>> START Collected data

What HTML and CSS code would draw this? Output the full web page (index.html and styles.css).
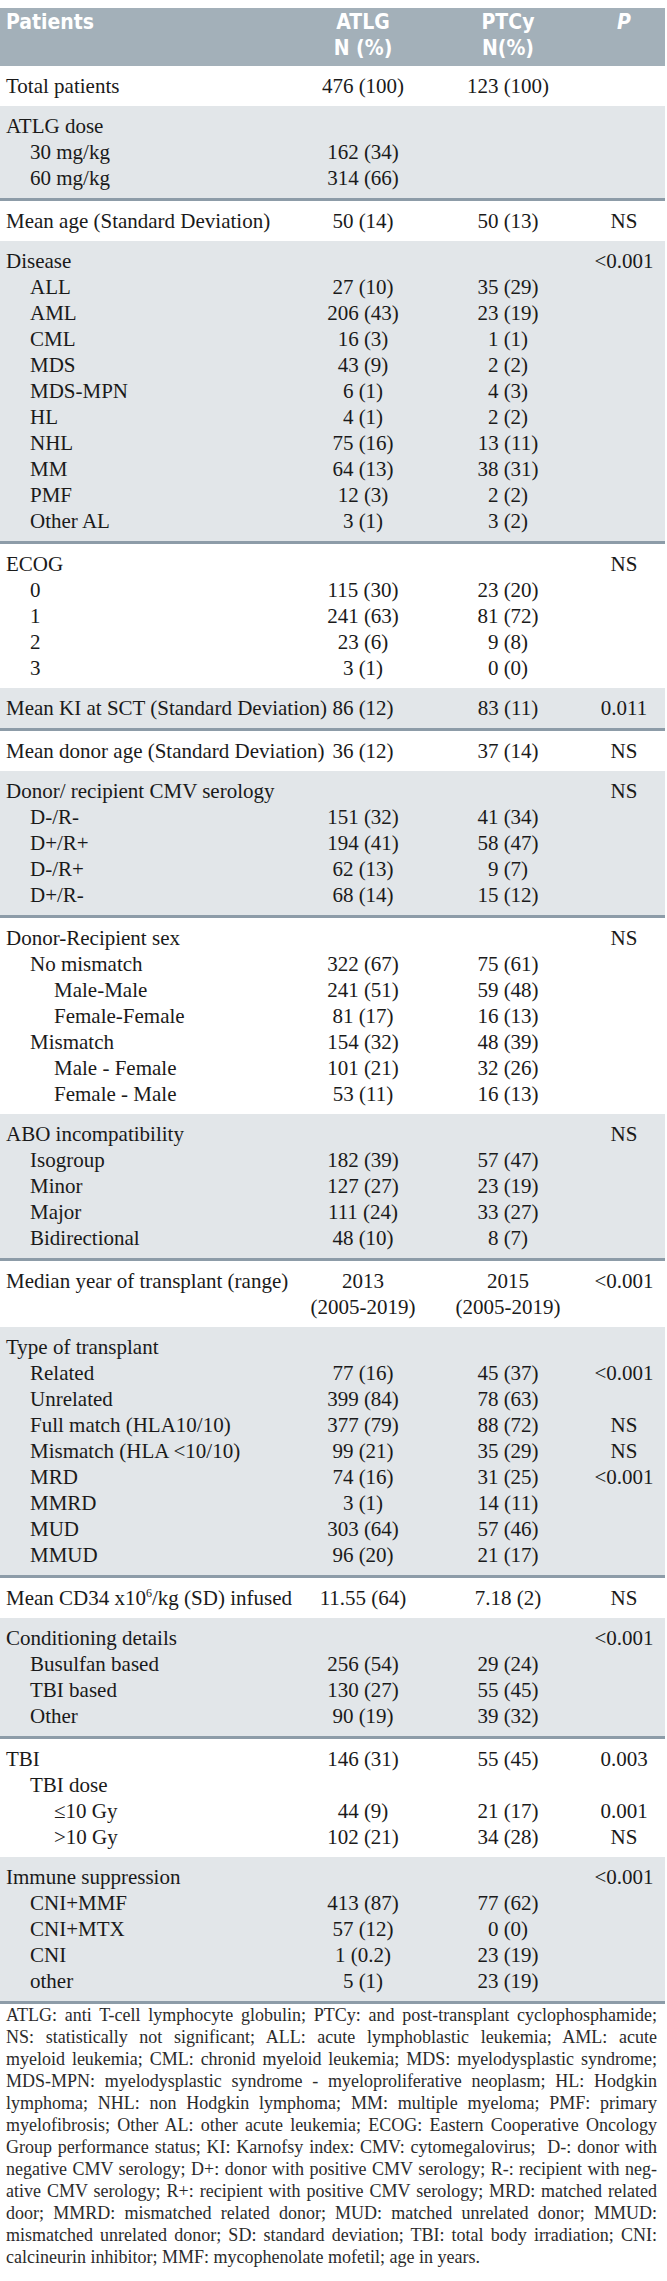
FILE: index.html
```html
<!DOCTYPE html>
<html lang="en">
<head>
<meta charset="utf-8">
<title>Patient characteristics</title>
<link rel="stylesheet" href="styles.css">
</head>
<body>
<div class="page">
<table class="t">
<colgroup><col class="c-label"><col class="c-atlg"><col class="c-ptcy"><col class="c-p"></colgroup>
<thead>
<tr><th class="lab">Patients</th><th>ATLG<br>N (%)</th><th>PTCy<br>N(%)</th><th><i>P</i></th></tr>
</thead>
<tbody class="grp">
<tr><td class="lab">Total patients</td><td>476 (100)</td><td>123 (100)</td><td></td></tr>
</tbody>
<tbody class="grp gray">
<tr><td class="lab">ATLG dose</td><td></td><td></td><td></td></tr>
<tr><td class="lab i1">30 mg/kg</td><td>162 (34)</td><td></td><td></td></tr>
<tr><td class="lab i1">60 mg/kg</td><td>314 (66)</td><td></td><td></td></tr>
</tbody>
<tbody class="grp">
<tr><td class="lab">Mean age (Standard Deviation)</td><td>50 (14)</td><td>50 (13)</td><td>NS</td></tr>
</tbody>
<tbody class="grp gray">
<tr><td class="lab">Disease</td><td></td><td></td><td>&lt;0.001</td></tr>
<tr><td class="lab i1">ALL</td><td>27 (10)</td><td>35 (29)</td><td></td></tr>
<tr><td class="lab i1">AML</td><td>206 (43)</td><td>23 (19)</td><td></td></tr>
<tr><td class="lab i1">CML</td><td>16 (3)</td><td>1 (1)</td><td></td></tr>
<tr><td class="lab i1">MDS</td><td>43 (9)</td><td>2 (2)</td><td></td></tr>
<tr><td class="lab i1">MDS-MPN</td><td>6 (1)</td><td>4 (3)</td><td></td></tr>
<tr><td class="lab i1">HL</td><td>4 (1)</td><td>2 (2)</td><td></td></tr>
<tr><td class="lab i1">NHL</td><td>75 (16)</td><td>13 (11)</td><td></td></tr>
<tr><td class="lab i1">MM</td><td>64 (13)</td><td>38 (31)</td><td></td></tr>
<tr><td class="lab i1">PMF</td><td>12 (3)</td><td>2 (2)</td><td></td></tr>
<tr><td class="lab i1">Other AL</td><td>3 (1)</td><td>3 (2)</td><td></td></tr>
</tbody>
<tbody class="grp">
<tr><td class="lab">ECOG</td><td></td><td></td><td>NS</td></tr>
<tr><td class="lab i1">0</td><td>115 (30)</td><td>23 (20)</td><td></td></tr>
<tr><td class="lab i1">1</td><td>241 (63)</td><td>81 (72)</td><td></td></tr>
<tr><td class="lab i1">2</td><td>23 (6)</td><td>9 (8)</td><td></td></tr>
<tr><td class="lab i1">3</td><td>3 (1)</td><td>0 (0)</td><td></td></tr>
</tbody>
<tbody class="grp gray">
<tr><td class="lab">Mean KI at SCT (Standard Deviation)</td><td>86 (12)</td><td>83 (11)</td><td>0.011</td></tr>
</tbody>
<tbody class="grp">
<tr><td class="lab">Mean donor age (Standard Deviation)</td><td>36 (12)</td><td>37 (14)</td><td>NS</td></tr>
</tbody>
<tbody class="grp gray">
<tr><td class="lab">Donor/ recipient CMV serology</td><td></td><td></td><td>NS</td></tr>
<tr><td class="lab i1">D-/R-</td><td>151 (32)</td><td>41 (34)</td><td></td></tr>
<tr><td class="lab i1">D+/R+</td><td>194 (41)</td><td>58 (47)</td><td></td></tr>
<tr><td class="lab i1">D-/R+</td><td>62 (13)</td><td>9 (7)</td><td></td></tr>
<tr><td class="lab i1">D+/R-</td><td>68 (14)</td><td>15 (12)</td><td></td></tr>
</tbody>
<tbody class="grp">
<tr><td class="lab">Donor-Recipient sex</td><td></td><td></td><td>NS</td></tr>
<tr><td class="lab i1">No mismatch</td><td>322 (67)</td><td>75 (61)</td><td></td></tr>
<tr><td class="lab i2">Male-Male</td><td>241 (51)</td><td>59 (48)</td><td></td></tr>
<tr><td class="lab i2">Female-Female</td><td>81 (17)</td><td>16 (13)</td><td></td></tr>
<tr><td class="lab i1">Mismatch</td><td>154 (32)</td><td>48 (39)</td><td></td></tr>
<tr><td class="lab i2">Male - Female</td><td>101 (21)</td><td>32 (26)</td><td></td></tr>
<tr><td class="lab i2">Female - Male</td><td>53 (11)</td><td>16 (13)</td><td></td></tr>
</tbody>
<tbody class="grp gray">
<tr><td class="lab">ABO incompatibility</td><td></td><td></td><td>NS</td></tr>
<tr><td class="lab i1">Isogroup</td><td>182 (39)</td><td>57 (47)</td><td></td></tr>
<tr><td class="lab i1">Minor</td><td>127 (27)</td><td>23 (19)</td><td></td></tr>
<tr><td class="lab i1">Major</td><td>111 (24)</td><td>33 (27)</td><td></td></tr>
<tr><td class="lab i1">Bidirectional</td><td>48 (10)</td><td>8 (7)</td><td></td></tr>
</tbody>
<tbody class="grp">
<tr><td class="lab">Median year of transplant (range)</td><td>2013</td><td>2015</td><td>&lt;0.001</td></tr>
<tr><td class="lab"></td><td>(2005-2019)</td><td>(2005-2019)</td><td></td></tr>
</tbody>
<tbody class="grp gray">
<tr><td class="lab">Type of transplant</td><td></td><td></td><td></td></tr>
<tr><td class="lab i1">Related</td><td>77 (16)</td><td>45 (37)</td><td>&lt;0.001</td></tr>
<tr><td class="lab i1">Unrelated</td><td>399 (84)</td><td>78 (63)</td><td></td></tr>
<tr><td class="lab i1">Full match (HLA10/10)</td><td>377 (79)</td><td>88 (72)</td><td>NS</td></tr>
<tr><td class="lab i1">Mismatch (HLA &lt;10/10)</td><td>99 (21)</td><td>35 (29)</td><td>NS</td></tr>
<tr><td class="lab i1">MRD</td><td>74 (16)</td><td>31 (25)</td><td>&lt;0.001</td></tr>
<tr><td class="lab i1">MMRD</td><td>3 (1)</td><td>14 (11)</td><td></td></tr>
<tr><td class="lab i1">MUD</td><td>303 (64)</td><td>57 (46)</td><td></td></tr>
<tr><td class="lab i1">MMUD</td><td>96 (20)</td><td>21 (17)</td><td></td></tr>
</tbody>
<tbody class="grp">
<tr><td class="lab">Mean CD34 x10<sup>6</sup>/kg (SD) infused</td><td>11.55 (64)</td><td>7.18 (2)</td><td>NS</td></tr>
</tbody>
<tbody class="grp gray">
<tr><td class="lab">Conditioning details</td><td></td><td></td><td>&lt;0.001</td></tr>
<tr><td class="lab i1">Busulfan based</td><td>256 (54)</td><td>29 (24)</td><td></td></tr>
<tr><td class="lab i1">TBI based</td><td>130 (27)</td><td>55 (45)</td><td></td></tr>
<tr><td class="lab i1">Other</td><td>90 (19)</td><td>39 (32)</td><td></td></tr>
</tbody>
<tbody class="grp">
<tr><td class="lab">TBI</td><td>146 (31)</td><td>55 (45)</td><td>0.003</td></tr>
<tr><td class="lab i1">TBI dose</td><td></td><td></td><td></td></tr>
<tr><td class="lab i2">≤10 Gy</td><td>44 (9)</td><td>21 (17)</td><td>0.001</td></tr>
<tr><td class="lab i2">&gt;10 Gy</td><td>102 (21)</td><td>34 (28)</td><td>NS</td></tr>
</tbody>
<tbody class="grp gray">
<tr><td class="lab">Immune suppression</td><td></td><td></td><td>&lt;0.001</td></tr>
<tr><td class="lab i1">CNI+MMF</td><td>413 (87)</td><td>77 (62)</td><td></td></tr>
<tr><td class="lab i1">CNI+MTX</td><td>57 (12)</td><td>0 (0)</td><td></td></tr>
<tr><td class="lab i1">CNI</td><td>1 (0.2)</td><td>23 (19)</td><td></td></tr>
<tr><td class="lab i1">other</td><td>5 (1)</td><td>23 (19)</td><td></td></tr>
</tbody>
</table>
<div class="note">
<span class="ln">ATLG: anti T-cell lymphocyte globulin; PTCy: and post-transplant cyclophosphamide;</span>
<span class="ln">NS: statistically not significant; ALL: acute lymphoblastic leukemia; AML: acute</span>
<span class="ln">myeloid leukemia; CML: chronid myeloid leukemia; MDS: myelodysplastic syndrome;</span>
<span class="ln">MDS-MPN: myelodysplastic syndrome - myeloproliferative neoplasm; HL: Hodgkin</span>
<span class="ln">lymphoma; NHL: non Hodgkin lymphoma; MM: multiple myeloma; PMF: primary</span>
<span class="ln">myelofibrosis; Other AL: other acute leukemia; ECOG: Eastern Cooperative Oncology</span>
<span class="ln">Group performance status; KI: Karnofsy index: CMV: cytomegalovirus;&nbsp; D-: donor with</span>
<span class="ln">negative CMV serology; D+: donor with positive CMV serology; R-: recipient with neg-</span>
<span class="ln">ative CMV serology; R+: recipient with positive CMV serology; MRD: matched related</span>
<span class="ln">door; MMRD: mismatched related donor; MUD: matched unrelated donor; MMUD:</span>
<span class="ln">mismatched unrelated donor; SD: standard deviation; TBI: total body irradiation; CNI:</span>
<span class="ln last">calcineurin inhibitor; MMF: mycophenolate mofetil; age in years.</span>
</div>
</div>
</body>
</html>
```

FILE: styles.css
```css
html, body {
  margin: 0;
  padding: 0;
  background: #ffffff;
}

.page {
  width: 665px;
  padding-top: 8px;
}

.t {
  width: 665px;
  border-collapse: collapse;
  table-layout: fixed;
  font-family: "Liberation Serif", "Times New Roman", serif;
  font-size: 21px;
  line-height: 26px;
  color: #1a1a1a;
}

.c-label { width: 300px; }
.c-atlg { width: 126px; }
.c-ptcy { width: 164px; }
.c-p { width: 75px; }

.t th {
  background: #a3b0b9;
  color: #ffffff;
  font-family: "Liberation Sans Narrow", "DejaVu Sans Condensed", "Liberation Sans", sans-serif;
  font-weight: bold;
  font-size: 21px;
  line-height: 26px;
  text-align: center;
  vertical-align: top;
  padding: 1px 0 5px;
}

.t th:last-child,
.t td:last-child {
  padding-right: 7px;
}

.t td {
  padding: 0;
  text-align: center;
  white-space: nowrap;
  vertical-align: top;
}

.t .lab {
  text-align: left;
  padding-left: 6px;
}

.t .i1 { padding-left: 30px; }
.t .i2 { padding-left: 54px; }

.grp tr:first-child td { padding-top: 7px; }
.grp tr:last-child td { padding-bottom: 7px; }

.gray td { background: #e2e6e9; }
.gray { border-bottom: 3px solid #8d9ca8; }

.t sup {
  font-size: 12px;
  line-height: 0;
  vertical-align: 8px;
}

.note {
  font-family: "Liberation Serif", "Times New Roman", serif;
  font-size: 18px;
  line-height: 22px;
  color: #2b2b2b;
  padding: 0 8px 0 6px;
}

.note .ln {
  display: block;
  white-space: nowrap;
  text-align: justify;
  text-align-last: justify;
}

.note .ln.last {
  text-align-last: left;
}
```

>> END Collected data

## Stated goal
Report every line containing the word "index" from the listing above.

## The answer
What HTML and CSS code would draw this? Output the full web page (index.html and styles.css).
FILE: index.html
<span class="ln">Group performance status; KI: Karnofsy index: CMV: cytomegalovirus;&nbsp; D-: donor with</span>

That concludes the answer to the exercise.